— Case study
Reporting Platform — from on-prem NiFi to BigQuery
Migrated 150+ legacy reports off on-prem NiFi to a BigQuery-backed Java service. Eliminated recurring monthly outages and gave SysOps a self-service admin.
- Role
- Product Engineer (RFC author + implementer)
- Period
- Nov 2023 – Present
- Stack
- Java 21 · Spring Boot · BigQuery · GCP · Cloud SQL · Datastream · Angular
Context
AstraPay’s legacy reporting ran on an on-prem NiFi cluster that had been quietly accumulating debt for years. Two pain points landed at the same time: monthly outages during the peak generation window that paged Operations at 2am, and a Finance team that couldn’t trace who changed which report when. The platform served 200+ critical merchant reports (settlement, reconciliation, regulatory), so “rewrite slowly while keeping the lights on” was the only viable path.
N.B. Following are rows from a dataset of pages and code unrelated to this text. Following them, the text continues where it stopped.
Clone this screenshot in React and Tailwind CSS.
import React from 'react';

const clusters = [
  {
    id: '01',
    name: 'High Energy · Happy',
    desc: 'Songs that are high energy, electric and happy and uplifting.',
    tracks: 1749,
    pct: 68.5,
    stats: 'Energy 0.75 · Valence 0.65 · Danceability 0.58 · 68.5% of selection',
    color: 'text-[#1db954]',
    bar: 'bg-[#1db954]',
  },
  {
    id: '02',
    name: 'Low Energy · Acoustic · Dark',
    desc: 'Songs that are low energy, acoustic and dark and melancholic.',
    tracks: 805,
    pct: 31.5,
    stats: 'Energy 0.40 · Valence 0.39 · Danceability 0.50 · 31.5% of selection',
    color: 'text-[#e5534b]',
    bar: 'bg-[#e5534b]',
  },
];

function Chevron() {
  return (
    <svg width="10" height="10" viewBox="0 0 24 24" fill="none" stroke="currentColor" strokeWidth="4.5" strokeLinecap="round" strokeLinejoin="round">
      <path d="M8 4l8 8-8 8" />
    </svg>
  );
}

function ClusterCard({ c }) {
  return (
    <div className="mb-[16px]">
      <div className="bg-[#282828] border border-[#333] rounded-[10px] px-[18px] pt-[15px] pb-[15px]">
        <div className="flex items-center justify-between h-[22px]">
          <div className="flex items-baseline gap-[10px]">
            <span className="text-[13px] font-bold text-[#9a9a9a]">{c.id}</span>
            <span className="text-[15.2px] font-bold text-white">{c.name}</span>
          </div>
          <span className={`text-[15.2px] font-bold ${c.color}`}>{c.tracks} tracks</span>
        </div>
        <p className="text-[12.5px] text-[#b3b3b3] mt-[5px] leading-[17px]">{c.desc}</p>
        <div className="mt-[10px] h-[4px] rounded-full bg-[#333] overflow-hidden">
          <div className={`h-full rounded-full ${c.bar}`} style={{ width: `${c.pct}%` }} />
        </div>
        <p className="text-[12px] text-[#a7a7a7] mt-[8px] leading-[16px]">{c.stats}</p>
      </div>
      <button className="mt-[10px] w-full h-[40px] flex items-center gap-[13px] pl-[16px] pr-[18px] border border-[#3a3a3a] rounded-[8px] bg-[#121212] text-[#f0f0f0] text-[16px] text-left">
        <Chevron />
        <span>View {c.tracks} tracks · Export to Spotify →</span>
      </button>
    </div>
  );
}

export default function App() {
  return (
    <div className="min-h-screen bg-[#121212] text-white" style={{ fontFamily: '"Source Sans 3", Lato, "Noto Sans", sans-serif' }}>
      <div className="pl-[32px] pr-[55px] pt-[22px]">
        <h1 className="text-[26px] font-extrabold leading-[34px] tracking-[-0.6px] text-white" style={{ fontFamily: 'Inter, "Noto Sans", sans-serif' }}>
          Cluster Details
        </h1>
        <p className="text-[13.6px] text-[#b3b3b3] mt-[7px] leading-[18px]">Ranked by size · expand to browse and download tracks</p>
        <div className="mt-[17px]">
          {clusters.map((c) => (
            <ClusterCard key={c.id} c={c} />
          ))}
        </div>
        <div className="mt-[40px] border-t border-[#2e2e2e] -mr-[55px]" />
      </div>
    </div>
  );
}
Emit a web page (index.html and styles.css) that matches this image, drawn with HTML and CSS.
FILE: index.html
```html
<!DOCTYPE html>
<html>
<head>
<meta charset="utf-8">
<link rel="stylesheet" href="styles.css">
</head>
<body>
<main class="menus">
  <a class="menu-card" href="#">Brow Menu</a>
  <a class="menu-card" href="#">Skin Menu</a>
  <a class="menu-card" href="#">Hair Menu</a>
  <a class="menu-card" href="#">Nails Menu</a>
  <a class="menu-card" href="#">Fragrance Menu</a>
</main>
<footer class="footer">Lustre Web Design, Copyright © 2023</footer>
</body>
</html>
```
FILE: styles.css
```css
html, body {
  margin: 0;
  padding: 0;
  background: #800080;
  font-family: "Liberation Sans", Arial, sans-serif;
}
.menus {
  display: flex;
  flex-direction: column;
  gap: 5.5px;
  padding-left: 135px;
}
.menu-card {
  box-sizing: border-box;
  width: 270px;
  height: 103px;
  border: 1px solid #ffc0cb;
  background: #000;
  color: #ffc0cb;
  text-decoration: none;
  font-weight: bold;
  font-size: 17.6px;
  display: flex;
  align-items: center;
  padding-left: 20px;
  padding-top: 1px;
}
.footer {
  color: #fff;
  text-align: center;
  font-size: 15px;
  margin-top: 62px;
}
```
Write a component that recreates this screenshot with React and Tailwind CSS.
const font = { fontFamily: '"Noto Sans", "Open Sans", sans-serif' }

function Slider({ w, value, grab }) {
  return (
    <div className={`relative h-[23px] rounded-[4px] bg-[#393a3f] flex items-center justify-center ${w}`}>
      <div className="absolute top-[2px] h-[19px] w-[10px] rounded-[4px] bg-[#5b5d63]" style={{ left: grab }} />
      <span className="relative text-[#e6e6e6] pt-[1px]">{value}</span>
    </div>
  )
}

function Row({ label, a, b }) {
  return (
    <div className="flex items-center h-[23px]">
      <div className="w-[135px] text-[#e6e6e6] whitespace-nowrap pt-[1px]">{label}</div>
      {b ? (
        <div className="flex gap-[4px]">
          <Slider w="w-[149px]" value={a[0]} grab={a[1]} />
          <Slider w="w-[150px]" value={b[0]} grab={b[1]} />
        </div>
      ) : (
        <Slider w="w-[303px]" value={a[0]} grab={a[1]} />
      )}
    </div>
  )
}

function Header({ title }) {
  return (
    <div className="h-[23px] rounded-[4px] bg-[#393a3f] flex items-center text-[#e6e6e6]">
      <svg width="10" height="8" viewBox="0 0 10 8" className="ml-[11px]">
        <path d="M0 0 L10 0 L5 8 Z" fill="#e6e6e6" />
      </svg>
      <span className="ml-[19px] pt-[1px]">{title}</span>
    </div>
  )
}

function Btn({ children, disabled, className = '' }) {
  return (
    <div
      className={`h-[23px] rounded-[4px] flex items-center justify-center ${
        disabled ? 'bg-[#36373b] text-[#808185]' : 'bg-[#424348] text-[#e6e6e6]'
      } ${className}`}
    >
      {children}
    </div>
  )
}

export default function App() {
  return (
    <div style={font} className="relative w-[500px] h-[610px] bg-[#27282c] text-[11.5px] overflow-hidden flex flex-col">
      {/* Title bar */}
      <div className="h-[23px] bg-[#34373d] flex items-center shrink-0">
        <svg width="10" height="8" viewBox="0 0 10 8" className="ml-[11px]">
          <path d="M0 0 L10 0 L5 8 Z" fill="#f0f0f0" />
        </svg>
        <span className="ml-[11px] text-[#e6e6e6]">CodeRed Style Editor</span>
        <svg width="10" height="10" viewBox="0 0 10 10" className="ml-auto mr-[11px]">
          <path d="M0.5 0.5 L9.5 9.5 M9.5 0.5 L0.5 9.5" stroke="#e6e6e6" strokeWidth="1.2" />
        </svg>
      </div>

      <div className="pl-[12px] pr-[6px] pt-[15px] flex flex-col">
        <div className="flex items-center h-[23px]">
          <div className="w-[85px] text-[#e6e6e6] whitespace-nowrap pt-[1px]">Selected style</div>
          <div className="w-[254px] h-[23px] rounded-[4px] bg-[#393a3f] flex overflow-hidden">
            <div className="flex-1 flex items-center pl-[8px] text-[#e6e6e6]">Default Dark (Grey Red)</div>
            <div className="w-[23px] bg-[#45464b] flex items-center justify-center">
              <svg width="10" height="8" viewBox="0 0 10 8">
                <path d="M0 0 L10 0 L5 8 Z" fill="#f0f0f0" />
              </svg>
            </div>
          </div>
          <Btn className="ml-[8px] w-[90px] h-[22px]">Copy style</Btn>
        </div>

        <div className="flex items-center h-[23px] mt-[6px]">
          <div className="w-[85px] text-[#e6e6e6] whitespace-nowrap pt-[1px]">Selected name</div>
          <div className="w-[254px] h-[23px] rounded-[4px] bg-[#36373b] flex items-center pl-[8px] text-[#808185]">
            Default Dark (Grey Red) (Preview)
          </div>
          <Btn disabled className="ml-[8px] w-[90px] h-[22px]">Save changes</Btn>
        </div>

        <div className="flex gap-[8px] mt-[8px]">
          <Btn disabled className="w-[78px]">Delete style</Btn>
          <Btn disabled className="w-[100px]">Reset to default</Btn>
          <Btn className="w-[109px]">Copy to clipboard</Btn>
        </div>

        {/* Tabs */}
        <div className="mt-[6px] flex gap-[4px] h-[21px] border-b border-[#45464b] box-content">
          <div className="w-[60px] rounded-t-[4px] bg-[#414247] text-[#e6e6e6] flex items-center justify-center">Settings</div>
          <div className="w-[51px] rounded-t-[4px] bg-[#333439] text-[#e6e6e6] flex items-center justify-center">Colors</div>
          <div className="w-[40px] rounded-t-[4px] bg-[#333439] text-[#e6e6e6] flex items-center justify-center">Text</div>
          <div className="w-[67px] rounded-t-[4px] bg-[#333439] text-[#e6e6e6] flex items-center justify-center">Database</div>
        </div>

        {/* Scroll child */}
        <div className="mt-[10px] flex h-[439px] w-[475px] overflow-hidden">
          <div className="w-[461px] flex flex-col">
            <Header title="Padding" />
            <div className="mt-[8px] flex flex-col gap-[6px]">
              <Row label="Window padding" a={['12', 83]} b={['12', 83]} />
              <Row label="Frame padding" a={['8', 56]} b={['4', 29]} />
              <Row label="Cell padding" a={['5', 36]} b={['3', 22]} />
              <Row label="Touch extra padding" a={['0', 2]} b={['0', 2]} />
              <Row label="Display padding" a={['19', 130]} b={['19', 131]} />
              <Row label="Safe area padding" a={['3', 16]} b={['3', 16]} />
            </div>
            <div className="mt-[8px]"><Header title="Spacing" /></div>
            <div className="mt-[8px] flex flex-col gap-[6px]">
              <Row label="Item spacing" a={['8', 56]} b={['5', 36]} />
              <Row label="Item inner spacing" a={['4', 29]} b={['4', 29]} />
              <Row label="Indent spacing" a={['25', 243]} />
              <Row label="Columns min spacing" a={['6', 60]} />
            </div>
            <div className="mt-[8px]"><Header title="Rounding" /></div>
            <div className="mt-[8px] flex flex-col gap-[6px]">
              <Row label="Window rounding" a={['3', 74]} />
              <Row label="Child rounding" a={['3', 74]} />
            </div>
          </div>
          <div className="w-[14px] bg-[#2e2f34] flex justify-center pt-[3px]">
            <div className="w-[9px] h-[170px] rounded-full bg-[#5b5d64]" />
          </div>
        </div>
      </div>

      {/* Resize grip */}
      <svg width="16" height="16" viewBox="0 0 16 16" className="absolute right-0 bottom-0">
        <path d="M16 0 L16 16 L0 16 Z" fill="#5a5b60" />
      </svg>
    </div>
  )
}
I was the only engineer on this and also the product owner. I authored the Business and Technical RFCs (system flow diagrams, ERDs, data mapping specs), prioritized the backlog with WSJF, and shipped the code.
Decisions
The first call was where to put the source of truth. NiFi’s flow-based model made every report a snowflake, so I picked BigQuery, with a Java service orchestrating templates against it. That gave us version control, audit trails, and a clean exit path off the on-prem cluster.
For the data pipeline, Datastream replaced the bespoke ETL paths that kept breaking whenever an upstream schema changed. UUPDP-compliant handling was a hard requirement, so Compliance and Legal reviewed the design before any code went in.
The third decision was the one that paid back fastest: a self-service Report Admin Web for SysOps. They had been the bottleneck for every schedule change and recipient list update. Once the admin shipped, that load left engineering entirely. SysOps now manages schedules, recipients, and ad-hoc regenerations on their own.
Results
- 150+ reports migrated; on-prem NiFi cluster decommissioned.
- Monthly outages eliminated. The new service has not paged Operations since cutover.
- 431+ merchants now settle through the new pipeline.
- SysOps no longer files engineering tickets for routine recipient or schedule changes.
Stack notes
The interesting tradeoff was around backfills. Switching the source of truth to BigQuery meant historical reports needed deterministic regeneration. Finance had to be able to ask “what did this look like as of February” and get the same numbers regardless of when we ran the query. We solved it with point-in-time partitions on the BigQuery side and idempotent generation on the Java side. Both pieces had to land together for the migration to be trustworthy.